Perfect Power Naps - Sara Mednick, a napping specialist, offers these suggestions on taking power naps:

Power Nap Hints

  1. Recognize you're not being lazy; napping will make you more productive and more alert after you wake up.
  2. Nap in the morning or just after lunch; human circadian rhythms make late afternoons a more likely time to fall into deep (slow-wave) sleep, which will leave you groggy.

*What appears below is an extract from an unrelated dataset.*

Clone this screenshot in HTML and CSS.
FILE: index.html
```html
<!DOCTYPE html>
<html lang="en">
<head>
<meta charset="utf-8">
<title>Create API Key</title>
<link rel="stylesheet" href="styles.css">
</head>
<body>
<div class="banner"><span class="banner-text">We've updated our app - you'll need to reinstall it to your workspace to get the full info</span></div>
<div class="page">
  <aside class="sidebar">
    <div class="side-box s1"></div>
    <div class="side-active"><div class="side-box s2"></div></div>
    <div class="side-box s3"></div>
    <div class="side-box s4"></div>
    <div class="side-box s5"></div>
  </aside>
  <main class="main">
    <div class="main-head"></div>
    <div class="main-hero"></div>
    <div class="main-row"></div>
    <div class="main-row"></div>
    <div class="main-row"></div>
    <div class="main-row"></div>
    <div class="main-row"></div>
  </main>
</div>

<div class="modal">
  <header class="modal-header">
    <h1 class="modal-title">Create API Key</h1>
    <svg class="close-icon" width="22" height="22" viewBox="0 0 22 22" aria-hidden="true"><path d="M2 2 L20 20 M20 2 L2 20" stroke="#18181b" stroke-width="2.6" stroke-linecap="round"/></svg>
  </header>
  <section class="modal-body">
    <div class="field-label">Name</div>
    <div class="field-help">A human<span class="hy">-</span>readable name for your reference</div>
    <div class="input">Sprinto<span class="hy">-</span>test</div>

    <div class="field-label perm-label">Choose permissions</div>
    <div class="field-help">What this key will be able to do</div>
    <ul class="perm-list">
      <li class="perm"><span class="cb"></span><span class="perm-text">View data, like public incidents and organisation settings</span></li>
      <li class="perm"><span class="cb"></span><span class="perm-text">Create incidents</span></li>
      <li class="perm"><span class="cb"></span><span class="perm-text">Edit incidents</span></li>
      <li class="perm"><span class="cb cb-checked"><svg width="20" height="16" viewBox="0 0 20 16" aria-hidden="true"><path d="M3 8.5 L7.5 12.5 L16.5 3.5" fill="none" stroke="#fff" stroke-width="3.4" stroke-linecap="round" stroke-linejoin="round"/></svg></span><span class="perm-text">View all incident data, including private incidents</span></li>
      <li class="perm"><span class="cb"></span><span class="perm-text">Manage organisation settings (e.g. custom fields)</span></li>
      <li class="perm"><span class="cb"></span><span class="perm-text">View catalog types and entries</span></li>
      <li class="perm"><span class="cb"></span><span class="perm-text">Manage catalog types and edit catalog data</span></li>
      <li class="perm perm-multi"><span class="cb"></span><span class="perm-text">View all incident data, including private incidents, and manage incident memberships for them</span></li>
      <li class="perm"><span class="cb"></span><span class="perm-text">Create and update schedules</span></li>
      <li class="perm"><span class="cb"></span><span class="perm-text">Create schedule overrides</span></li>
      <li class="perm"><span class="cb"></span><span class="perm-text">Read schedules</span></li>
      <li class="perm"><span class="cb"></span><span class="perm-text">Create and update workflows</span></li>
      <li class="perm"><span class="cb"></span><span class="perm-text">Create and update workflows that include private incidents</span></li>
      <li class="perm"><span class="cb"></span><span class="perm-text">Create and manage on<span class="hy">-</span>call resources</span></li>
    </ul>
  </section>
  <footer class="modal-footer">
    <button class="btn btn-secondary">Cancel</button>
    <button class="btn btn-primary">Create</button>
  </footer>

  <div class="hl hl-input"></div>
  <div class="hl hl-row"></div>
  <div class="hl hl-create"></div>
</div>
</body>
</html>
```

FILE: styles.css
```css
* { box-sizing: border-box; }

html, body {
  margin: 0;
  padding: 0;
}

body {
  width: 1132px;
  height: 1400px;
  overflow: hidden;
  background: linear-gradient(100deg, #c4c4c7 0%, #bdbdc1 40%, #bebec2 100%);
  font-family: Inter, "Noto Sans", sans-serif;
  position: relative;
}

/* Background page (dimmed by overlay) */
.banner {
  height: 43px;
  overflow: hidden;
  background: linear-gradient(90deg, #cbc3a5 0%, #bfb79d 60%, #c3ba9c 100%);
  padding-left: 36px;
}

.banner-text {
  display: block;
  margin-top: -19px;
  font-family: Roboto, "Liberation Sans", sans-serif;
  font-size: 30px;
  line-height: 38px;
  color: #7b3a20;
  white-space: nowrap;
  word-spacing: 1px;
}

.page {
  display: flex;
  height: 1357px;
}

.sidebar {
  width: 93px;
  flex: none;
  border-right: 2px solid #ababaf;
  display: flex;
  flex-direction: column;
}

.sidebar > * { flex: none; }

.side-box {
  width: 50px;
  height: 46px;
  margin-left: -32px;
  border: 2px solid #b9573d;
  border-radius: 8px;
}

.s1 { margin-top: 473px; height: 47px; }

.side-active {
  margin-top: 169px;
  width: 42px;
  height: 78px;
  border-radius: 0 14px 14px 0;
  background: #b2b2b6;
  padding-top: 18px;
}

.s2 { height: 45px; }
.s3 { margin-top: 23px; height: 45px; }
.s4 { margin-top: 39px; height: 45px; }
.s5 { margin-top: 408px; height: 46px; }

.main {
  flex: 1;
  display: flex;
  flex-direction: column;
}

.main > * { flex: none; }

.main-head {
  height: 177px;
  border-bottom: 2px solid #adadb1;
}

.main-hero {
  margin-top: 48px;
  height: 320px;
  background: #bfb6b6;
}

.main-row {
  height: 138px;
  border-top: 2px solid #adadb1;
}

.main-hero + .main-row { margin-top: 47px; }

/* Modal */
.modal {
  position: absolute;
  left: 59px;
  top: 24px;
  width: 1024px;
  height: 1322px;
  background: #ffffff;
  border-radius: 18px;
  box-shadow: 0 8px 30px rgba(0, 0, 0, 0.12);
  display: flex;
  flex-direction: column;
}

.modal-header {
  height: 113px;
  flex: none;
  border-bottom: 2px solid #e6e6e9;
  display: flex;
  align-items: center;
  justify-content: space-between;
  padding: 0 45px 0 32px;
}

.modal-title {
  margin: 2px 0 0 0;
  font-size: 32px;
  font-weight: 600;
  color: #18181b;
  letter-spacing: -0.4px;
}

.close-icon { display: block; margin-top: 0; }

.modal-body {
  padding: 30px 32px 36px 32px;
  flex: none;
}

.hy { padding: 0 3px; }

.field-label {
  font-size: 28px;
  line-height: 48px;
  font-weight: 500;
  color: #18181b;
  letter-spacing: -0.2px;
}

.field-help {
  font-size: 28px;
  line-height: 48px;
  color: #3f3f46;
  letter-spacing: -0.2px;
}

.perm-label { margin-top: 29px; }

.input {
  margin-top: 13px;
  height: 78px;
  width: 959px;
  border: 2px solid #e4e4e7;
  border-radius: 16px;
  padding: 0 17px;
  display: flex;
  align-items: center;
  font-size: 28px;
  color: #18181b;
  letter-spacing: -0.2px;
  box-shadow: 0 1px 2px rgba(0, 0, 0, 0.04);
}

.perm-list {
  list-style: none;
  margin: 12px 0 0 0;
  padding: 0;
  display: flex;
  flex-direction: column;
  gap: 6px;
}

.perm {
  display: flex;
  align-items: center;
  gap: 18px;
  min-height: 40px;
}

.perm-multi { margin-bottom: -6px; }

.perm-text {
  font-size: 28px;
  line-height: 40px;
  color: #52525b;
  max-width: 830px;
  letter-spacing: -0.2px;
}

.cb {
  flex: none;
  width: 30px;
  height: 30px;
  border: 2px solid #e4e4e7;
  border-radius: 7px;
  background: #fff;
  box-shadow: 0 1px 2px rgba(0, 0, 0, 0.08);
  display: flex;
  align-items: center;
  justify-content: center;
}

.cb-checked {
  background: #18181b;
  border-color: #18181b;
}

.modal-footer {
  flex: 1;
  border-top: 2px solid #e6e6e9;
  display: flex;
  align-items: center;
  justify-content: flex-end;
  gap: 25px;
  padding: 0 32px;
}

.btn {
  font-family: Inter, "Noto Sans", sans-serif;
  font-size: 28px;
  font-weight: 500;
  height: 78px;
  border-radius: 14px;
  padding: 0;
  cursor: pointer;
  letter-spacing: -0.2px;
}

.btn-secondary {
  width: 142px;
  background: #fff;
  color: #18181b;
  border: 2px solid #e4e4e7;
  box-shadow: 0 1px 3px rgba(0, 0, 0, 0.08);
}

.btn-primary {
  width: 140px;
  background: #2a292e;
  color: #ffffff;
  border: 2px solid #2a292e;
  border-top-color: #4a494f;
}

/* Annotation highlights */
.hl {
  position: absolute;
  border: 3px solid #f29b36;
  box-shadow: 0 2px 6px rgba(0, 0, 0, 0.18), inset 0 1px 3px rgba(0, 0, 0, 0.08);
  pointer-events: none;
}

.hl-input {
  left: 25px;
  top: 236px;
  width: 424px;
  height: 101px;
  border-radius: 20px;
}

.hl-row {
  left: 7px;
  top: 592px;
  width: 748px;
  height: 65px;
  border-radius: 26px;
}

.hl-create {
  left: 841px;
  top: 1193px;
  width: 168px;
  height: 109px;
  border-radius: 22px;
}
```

  1. Avoid consuming lots of caffeine for obvious reasons.
  2. Avoid foods heavy in fat and sugar, which meddle with a person's ability to fall asleep.
  3. '''Eat foods high in calcium and protein an hour or two before nap time. These foods promote sleep.
  4. Find a clean, quiet place where passersby and phones won't disturb you.
  5. Darken your nap zone, or wear an eyeshade. Darkness stimulates melatonin, the sleep- inducing hormone.
  6. Body temperature drops when you fall asleep, so raise the room temperature or use a blanket.
  7. Once you are relaxed and in position to fall asleep, set your alarm for the desired duration (see below).

How Long to Power Nap

10 to 20 seconds - Sleep studies haven't yet concluded whether there are benefits to these brief intervals, like when you nod off on someone's shoulder on the train.
2 to 5 minutes - Shown to be surprisingly effective at shedding sleepiness.
5 to 20 minutes - Increases alertness, stamina, motor learning, and motor performance.
20 minutes - Includes the benefits of the micro and the mini, but additionally improves muscle memory and clears the brain of useless built-up information, which helps with long-term memory (remembering facts, events, and names).
50 to 90 minutes - Includes slow-wave plus REM sleep; good for improving perceptual processing; also when the system is flooded with human growth hormone, great for repairing bones and muscles.